PROBLEM DESCRIPTION
Wherever a line holds the word "index", copy that line out.

(Entries from a dataset)

:::

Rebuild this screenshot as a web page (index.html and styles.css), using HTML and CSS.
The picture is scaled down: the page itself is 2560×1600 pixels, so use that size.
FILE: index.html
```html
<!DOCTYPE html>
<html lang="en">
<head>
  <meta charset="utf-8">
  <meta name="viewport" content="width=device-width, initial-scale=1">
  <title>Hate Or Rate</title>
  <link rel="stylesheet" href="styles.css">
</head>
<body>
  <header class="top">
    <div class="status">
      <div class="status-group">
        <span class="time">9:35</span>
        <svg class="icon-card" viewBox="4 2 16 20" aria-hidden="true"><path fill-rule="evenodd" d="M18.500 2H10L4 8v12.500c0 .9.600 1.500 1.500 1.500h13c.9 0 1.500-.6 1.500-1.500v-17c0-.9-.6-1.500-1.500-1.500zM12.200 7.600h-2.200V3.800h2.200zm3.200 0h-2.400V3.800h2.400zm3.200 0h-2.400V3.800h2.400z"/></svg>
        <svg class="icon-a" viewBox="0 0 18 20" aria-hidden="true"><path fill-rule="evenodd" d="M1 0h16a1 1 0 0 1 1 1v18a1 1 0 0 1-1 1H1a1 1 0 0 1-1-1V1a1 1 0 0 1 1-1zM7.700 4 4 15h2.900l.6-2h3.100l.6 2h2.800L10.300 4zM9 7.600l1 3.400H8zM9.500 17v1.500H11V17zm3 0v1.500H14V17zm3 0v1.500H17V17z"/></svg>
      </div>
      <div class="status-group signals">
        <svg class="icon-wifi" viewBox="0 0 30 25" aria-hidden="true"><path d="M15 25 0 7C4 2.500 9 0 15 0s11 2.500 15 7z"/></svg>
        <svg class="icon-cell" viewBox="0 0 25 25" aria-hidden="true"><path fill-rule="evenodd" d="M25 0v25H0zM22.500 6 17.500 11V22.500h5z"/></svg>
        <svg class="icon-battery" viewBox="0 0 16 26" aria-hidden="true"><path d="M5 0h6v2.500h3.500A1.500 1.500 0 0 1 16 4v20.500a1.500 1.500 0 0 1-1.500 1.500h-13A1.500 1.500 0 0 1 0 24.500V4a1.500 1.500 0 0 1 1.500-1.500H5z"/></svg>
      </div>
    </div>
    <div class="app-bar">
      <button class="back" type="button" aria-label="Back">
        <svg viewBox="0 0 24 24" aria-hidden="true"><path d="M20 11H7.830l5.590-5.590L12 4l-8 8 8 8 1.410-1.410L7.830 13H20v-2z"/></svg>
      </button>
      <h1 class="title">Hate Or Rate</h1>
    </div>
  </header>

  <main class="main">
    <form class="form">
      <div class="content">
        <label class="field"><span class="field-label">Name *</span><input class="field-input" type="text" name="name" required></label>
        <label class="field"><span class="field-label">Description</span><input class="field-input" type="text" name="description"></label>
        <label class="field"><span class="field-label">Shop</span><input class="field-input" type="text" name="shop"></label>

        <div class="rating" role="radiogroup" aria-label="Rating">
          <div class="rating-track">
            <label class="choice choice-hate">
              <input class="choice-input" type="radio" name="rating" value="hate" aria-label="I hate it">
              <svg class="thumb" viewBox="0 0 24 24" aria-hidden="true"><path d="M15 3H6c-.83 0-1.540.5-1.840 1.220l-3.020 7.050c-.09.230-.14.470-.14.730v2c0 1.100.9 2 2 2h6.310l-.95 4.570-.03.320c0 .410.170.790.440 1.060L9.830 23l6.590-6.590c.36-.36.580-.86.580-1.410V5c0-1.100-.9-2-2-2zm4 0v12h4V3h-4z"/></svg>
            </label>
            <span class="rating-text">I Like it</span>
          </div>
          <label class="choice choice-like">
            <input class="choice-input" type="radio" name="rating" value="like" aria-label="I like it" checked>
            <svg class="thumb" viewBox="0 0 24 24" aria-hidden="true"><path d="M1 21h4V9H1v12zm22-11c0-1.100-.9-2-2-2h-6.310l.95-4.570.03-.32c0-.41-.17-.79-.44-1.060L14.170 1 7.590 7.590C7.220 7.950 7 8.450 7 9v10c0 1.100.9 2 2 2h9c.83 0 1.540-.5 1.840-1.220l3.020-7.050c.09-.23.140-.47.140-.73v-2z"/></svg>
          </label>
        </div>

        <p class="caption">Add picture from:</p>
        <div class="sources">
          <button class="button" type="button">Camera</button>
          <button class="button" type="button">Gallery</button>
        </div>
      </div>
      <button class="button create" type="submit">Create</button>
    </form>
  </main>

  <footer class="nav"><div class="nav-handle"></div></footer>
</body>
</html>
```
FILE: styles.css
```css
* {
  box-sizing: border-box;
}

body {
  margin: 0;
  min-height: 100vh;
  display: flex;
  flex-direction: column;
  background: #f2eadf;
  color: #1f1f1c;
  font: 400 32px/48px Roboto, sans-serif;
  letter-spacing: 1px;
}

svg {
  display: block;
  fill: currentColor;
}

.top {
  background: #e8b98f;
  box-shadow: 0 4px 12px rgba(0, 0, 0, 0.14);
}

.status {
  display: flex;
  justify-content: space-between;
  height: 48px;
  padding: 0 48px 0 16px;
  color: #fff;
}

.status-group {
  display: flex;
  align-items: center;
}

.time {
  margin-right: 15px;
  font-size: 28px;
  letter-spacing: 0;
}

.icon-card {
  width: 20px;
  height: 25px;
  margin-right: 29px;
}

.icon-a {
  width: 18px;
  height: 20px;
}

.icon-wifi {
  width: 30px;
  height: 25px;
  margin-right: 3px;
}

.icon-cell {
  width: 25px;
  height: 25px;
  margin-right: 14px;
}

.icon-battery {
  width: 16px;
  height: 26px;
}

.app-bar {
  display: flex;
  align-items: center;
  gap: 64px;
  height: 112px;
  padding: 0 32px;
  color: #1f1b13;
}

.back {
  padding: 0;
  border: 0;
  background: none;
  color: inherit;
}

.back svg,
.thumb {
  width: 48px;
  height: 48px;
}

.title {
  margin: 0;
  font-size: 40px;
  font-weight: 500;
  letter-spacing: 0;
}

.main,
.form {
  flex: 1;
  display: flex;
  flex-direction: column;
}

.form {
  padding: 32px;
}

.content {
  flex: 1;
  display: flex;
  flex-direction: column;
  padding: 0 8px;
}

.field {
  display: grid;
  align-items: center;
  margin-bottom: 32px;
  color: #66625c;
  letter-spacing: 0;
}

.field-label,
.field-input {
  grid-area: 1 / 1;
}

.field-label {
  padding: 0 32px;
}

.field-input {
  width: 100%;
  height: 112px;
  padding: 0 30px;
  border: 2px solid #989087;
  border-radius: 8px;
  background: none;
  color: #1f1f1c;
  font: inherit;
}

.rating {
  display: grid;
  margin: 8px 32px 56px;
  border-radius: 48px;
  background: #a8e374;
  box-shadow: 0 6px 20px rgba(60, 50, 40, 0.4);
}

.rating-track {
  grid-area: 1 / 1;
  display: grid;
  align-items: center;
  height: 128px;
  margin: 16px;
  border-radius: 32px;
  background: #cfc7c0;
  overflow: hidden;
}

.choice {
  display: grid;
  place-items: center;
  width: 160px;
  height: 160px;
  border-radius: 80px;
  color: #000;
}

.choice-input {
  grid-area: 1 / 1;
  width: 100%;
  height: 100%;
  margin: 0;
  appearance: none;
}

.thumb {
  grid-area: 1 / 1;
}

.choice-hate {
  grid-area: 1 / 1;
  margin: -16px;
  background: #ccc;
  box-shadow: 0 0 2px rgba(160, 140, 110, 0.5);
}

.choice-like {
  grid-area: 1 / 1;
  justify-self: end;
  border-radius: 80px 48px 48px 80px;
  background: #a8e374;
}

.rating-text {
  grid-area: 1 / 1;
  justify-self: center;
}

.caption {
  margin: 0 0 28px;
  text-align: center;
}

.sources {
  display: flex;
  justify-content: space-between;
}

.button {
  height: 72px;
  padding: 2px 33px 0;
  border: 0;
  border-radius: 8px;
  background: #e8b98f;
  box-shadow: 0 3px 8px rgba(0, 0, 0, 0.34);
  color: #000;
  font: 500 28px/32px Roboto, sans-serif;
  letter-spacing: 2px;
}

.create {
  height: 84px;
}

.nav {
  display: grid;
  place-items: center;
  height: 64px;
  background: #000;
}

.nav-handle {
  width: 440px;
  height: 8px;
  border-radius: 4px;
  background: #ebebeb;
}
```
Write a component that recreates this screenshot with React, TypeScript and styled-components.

:::

FULL OUTPUT
Rebuild this screenshot as a web page (index.html and styles.css), using HTML and CSS.
FILE: index.html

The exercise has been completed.